:: Provided data

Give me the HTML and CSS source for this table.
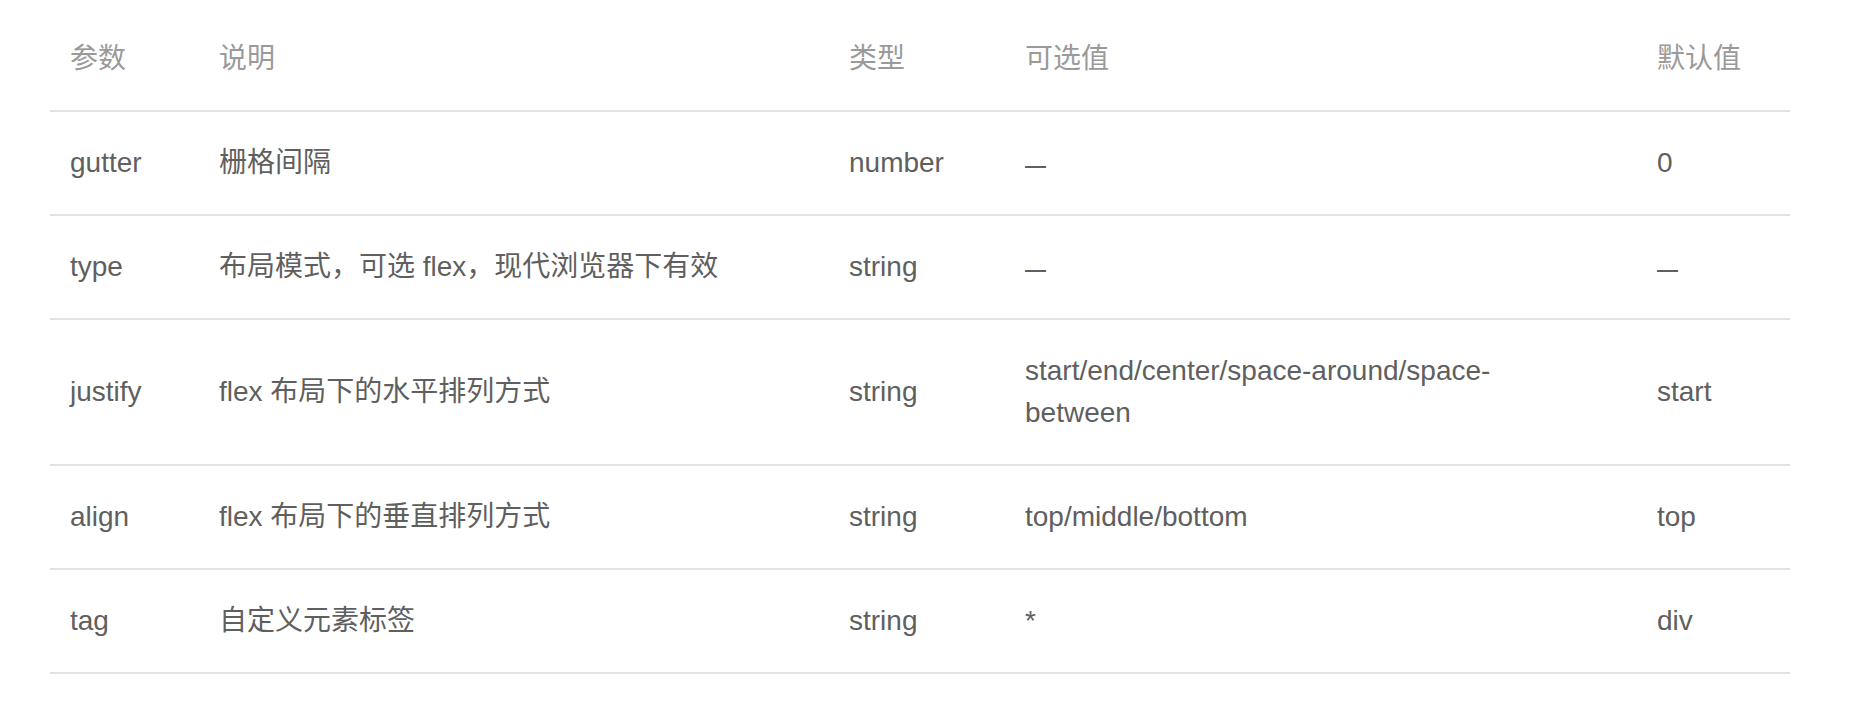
FILE: index.html
```html
<!DOCTYPE html>
<html lang="zh-CN">
<head>
<meta charset="utf-8">
<title>Row Attributes</title>
<link rel="stylesheet" href="styles.css">
</head>
<body>
<table class="api-table">
  <colgroup>
    <col class="c-param">
    <col class="c-desc">
    <col class="c-type">
    <col class="c-opts">
    <col class="c-default">
  </colgroup>
  <thead>
    <tr><th>参数</th><th>说明</th><th>类型</th><th class="opts">可选值</th><th>默认值</th></tr>
  </thead>
  <tbody>
    <tr><td>gutter</td><td>栅格间隔</td><td>number</td><td class="opts"><span class="dash">—</span></td><td>0</td></tr>
    <tr><td>type</td><td>布局模式，可选 flex，现代浏览器下有效</td><td>string</td><td class="opts"><span class="dash">—</span></td><td><span class="dash">—</span></td></tr>
    <tr><td>justify</td><td>flex 布局下的水平排列方式</td><td>string</td><td class="opts">start/end/center/space-around/space-between</td><td>start</td></tr>
    <tr><td>align</td><td>flex 布局下的垂直排列方式</td><td>string</td><td class="opts">top/middle/bottom</td><td>top</td></tr>
    <tr><td>tag</td><td>自定义元素标签</td><td>string</td><td class="opts">*</td><td>div</td></tr>
  </tbody>
</table>
</body>
</html>
```
FILE: styles.css
```css
html, body {
  background: #ffffff;
}
body {
  margin: 8px 64px 0 50px;
  font-family: "Liberation Sans", "Noto Sans CJK SC", sans-serif;
  font-size: 28px;
  line-height: 42px;
  color: #5f5f5f;
}
.api-table {
  width: 1740px;
  border-collapse: collapse;
  table-layout: fixed;
}
.c-param { width: 149px; }
.c-desc { width: 630px; }
.c-type { width: 176px; }
.c-opts { width: 632px; }
.c-default { width: 153px; }
.api-table th,
.api-table td {
  padding: 30px 10px 30px 20px;
  text-align: left;
  vertical-align: middle;
  border-bottom: 2px solid #e3e3e3;
}
.api-table td {
  height: 42px;
}
.api-table .opts {
  padding-right: 60px;
}
.api-table th {
  font-weight: normal;
  color: #9a9a9a;
}
.dash {
  font-size: 21px;
  font-weight: bold;
  line-height: 1;
}
```
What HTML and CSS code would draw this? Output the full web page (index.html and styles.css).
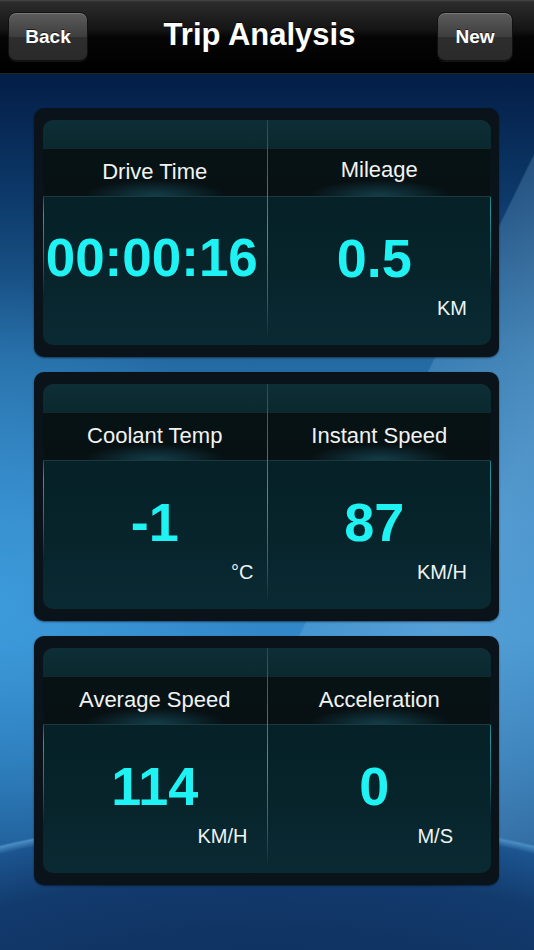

::::

Directions: Reproduce the entries exactly. Do not carry over any picture.

Expected answer:
Give me the HTML and CSS source for this table.
FILE: index.html
```html
<!DOCTYPE html>
<html lang="zh-CN">
<head>
<meta charset="utf-8">
<title>Row Attributes</title>
<link rel="stylesheet" href="styles.css">
</head>
<body>
<table class="api-table">
  <colgroup>
    <col class="c-param">
    <col class="c-desc">
    <col class="c-type">
    <col class="c-opts">
    <col class="c-default">
  </colgroup>
  <thead>
    <tr><th>参数</th><th>说明</th><th>类型</th><th class="opts">可选值</th><th>默认值</th></tr>
  </thead>
  <tbody>
    <tr><td>gutter</td><td>栅格间隔</td><td>number</td><td class="opts"><span class="dash">—</span></td><td>0</td></tr>
    <tr><td>type</td><td>布局模式，可选 flex，现代浏览器下有效</td><td>string</td><td class="opts"><span class="dash">—</span></td><td><span class="dash">—</span></td></tr>
    <tr><td>justify</td><td>flex 布局下的水平排列方式</td><td>string</td><td class="opts">start/end/center/space-around/space-between</td><td>start</td></tr>
    <tr><td>align</td><td>flex 布局下的垂直排列方式</td><td>string</td><td class="opts">top/middle/bottom</td><td>top</td></tr>
    <tr><td>tag</td><td>自定义元素标签</td><td>string</td><td class="opts">*</td><td>div</td></tr>
  </tbody>
</table>
</body>
</html>
```
FILE: styles.css
```css
html, body {
  background: #ffffff;
}
body {
  margin: 8px 64px 0 50px;
  font-family: "Liberation Sans", "Noto Sans CJK SC", sans-serif;
  font-size: 28px;
  line-height: 42px;
  color: #5f5f5f;
}
.api-table {
  width: 1740px;
  border-collapse: collapse;
  table-layout: fixed;
}
.c-param { width: 149px; }
.c-desc { width: 630px; }
.c-type { width: 176px; }
.c-opts { width: 632px; }
.c-default { width: 153px; }
.api-table th,
.api-table td {
  padding: 30px 10px 30px 20px;
  text-align: left;
  vertical-align: middle;
  border-bottom: 2px solid #e3e3e3;
}
.api-table td {
  height: 42px;
}
.api-table .opts {
  padding-right: 60px;
}
.api-table th {
  font-weight: normal;
  color: #9a9a9a;
}
.dash {
  font-size: 21px;
  font-weight: bold;
  line-height: 1;
}
```
What HTML and CSS code would draw this? Output the full web page (index.html and styles.css).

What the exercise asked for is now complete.